Moving up a bit in price from those, and into a larger form factor we have the Audirect Beam. At double the price of the Zerda, is it double the DAC? The Beam does have several things going for it, it offers DSD decoding up to and including 256 while the Zerda stops at 128, it has on device controls for volume and play/pause where the Zerda relies on the software to control those functions, and it has sound quality and power to match the Zerda. What it also has is considerably more bulk and the tendency for the connector cables to dislodge when carried in a pocket. The Beam is best kept in hand as the detachable cables are easily knocked loose if jostled. It was not uncommon during my tests to see “USB DAC disconnected” when I looked down at my phone to figure out why my music had stopped. Also while my personal Beam has been solid, reports of build issues are common enough that I have some concern about long term durability. This is a much closer fight, but when you figure most people will pair it with one or the other connector anyway and wont need the other, it makes the Zerda an easy choice as it doesn’t have the cable issues of the Beam.
Then we have the high end of the market.
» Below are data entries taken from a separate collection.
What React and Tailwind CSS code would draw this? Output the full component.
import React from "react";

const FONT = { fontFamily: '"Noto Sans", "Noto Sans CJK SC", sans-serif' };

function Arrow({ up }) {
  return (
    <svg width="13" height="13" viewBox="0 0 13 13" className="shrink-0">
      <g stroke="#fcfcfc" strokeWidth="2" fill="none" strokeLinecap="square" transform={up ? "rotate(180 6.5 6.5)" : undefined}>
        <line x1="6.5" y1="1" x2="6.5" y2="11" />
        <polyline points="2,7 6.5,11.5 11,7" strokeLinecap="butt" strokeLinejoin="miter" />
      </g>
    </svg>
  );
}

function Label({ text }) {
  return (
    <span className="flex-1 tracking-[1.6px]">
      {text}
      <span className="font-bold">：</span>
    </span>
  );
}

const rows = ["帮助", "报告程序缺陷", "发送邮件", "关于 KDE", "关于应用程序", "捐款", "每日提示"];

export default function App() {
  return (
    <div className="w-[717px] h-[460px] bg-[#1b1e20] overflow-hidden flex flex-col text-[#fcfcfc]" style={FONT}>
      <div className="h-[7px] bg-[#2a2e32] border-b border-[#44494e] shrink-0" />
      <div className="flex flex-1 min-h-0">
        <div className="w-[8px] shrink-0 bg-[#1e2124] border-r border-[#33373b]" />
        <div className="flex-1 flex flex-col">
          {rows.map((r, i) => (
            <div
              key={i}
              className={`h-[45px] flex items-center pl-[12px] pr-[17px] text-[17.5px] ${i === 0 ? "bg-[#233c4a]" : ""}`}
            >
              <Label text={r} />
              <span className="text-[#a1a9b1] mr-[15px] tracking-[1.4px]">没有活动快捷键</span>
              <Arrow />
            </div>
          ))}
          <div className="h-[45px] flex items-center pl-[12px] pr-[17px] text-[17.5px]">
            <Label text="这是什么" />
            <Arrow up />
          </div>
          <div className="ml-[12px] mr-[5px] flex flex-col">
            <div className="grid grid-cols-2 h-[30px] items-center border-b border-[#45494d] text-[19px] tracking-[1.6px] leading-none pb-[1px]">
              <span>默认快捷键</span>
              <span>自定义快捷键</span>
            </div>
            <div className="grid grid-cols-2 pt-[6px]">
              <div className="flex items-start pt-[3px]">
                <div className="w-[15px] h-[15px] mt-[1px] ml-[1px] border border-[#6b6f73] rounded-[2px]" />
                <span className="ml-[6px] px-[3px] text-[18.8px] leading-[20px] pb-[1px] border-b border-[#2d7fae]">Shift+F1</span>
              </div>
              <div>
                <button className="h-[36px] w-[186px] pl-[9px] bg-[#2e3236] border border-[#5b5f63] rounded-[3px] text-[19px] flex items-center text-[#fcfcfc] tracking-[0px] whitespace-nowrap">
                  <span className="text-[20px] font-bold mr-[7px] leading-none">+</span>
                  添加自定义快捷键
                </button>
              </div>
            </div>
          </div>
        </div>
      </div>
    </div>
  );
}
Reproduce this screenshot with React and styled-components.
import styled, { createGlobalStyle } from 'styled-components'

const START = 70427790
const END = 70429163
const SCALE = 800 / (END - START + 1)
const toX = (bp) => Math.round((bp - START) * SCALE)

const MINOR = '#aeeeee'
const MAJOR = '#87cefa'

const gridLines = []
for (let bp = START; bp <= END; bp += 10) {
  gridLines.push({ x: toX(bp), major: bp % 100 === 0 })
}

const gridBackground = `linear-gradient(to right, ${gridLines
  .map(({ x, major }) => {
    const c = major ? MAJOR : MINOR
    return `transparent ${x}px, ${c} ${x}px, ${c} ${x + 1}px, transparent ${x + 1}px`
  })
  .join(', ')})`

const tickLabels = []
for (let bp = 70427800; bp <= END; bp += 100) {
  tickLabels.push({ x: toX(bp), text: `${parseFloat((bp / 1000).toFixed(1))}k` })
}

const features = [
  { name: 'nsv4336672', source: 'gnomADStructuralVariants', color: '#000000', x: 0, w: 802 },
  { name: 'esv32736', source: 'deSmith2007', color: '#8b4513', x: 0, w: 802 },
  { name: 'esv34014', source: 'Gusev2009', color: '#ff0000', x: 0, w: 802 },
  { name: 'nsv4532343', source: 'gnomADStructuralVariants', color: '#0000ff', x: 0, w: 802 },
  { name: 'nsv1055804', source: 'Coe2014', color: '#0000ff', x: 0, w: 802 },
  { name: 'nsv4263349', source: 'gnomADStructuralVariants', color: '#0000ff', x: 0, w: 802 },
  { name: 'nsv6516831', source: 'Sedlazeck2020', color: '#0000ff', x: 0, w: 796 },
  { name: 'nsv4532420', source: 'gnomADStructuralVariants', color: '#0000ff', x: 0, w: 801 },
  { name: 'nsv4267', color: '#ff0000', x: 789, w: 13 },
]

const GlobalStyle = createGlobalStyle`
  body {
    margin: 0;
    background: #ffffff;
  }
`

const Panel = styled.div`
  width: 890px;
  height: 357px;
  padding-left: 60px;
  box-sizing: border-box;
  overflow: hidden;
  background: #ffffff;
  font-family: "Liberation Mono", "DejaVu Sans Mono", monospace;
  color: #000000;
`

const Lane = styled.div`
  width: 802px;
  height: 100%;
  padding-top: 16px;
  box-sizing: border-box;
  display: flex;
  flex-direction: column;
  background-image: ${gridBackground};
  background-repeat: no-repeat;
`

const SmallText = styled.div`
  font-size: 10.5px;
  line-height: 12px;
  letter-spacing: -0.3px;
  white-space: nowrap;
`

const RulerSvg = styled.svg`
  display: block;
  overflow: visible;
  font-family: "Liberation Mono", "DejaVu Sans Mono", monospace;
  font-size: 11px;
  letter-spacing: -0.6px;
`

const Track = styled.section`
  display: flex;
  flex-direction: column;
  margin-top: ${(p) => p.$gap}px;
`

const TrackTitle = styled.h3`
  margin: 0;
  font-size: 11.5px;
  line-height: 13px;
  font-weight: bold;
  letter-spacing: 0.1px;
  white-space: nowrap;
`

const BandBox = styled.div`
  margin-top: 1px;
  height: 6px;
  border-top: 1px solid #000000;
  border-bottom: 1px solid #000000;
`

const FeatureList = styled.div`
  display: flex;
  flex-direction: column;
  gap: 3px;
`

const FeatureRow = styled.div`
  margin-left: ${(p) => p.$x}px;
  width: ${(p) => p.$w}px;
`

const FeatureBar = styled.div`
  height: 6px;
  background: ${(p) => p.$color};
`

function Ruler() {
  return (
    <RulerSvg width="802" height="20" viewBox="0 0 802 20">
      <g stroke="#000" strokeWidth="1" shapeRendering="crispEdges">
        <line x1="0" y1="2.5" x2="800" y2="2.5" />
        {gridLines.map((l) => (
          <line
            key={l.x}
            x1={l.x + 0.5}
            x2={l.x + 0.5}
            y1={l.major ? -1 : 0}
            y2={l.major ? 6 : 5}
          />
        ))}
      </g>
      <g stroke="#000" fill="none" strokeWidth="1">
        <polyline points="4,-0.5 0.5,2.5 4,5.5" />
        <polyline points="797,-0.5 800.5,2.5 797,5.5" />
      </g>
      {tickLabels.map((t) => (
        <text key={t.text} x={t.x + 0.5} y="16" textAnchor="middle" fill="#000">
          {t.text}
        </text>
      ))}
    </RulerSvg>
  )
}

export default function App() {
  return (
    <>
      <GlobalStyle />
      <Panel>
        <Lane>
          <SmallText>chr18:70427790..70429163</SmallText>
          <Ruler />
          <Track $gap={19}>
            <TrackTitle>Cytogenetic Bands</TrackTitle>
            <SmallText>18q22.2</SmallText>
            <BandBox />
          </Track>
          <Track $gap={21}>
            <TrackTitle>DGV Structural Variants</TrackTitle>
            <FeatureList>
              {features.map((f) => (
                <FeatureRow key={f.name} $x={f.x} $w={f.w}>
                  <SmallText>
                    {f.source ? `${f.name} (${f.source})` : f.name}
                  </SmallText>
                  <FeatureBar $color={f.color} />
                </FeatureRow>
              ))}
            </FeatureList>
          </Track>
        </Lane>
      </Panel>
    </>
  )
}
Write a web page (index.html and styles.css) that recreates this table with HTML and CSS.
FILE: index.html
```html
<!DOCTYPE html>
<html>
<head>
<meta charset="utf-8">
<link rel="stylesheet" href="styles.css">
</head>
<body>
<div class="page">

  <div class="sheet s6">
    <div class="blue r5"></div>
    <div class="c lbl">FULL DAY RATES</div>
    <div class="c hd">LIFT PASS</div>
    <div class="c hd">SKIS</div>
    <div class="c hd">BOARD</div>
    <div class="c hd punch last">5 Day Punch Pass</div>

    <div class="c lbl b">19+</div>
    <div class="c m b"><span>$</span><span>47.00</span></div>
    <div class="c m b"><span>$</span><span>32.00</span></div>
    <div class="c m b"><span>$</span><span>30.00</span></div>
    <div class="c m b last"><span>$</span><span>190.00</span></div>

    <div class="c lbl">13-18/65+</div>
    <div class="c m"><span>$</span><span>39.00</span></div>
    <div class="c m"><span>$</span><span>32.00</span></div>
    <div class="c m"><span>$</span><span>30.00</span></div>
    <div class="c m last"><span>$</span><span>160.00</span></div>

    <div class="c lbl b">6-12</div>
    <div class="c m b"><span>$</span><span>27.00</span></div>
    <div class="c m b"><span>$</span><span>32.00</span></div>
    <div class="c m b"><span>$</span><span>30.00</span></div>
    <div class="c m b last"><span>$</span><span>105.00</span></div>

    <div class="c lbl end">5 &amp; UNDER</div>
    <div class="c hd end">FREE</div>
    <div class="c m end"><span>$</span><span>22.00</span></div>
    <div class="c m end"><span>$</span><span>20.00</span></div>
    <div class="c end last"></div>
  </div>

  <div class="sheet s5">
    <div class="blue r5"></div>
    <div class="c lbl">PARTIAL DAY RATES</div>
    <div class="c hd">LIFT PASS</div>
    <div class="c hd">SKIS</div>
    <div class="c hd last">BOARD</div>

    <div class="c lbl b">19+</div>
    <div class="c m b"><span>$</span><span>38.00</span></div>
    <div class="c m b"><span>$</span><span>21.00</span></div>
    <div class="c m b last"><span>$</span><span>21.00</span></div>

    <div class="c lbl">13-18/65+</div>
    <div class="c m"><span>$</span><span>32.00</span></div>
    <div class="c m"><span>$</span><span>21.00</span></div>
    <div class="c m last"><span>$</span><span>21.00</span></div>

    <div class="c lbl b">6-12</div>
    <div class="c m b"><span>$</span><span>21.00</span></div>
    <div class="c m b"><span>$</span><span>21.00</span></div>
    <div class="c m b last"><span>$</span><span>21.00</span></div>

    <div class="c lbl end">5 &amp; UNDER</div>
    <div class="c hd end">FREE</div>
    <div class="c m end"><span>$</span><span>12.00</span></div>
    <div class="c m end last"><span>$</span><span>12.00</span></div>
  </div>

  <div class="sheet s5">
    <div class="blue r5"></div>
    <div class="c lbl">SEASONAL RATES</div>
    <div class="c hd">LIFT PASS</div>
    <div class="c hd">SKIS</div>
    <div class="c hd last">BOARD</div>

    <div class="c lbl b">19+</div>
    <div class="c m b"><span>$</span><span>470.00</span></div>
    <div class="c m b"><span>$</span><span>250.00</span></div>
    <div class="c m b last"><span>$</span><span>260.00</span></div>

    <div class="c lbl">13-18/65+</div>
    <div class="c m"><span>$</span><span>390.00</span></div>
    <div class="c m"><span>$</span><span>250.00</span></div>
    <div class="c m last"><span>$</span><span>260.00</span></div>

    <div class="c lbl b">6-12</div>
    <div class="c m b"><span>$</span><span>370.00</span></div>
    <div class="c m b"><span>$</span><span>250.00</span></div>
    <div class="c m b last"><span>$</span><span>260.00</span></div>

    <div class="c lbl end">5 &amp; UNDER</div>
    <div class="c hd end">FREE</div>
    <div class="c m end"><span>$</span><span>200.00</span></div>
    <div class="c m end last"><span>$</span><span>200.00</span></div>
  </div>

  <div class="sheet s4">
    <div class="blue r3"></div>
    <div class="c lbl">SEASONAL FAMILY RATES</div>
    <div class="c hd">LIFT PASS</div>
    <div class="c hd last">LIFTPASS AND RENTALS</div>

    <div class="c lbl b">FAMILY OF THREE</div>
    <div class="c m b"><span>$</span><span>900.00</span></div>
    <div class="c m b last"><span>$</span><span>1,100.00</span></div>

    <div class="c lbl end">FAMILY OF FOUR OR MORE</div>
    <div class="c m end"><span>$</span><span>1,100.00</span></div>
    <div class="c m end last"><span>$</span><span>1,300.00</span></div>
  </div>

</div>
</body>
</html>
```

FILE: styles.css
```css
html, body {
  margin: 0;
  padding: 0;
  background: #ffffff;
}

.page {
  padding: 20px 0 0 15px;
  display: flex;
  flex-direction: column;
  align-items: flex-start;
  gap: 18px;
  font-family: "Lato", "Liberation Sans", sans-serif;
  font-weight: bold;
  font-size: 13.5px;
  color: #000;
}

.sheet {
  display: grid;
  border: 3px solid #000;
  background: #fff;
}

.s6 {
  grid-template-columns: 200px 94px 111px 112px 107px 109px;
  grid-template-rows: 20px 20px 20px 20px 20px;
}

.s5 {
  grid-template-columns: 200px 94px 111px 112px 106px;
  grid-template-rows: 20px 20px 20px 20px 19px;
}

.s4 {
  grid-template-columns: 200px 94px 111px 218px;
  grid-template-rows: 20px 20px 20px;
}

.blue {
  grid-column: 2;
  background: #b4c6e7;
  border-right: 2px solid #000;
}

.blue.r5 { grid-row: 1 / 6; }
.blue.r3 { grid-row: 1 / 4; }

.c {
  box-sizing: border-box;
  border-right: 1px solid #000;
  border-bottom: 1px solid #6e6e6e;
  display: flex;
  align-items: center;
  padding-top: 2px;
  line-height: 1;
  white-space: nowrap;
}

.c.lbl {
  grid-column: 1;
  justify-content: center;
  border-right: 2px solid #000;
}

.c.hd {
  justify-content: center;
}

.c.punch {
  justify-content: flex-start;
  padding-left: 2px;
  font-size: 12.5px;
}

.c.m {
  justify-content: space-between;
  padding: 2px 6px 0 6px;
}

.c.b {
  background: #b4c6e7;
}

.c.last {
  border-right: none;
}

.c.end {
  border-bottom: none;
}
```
Having recently reviewed the Dragonfly Cobalt, I can’t resist throwing it into the mix to see if spending that much more really gets you that much more. For starters, the Dragonfly is limited to 24/192 so the Zerda has a resolution edge on it. Sound quality is honestly roughly the same although I will give the Cobalt a nod for being a little more crisp while the Zerda is a bit smoother and more forgiving. Build quality is better on the Zerda as the Dragonfly actually rocks inside the plastic shell and had considerable play. So better build on the $99 Zerda than on the $300 Dragonfly with very similar sound quality. Oh and did I mention the Zerda has optical out? Unless you just have to have MQA support, save the money and grab the Zerda.
- Build Quality - 7.5/107.5/10
- Bass - 7.5/107.5/10
- Mids - 8/108/10
- Treble - 7.5/107.5/10
- Soundstage - 7.5/107.5/10
- Imaging - 7.5/107.5/10
Pros: Fantastic build quality, good detail level and nearly linear signature
Cons: limited power, slight bump in mid-bass and upper-mids/lower treble.